[Biojava-l] adding X to the DNA alphabet

Thomas Down td2@sanger.ac.uk
Sun, 20 Jan 2002 22:52:43 +0000


On Fri, Jan 18, 2002 at 02:34:05PM -0800, David Waring wrote:
> I know that this discussion has come up before and it seems that people
> generally agreed that it would be OK to add X to the dna ambiguity symbol
> list. I certainly need it in my work because I deal with sequence files
> generated by other programs that use X.
> 
> In the old IO model is was easy enough to modify the AlphabetManager.xml
> file so I did and have not worried about it for months. Well with the new
> model it is not so easy. As best I can tell there can only exist one
> ambiguity symbol for and set of bases. So you can not have both n and x act
> as symbols for AGCT. So if you add x as agct n will no longer work. If you
> add x as agc, v will no longer work (last one in the XML file wins).
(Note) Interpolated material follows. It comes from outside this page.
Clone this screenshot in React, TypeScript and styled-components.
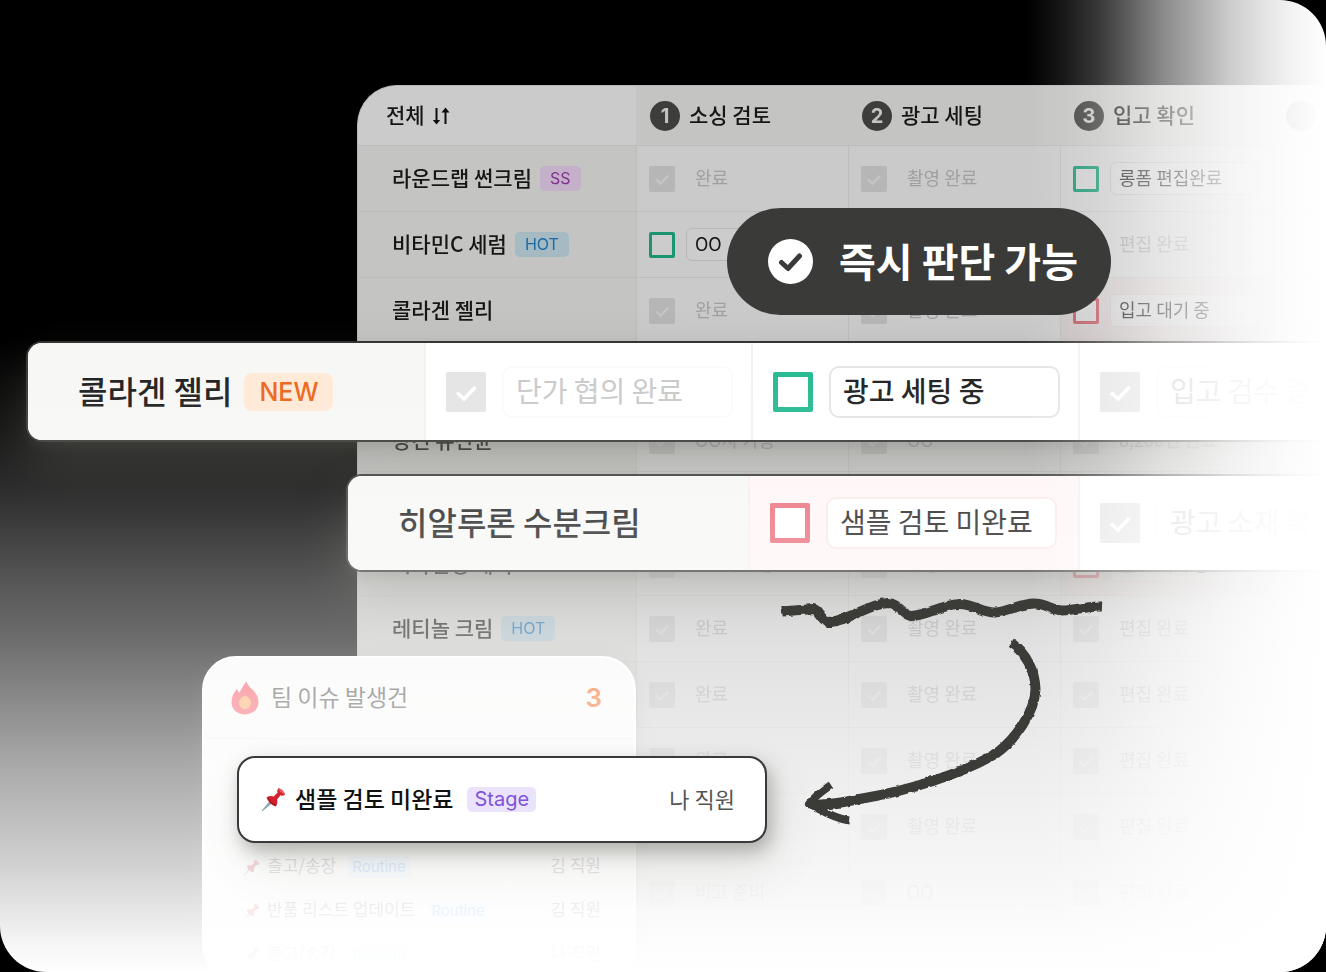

I'm
> guessing that there is a Map somewhere, though I have not found it.
> 
> I have temporarily gotten around it by just wiping out my 'b'. Since I
> really don't worry about ambiguity in my DNA much but must be able to read
> X. But does anyone see a proper solution that would give let us use X?

Hi...

Yes, this would have been broken by the SymbolTokenization
patch.  But I think we can solve this one reasonably easily:

I've just checked in a small modification to CharacterTokenization
to support synonyms (it was always meant to do this, but it
fell off the bottom of my mental todo list -- sorry...).  This
means that you can now add an extra <ambiguityMapping>
element into AlphabetManager.xml, and have it parse 'X' into
the proper (matches any symbol) ambiguity symbol.  Does this
solve the problem?

To sort this out once and for all, I'd like to check the
modified AlphabetManager.xml in, so that individual users
no longer have to hack their own copy.  Does anyone have
any objections to me doing this?

   Thomas.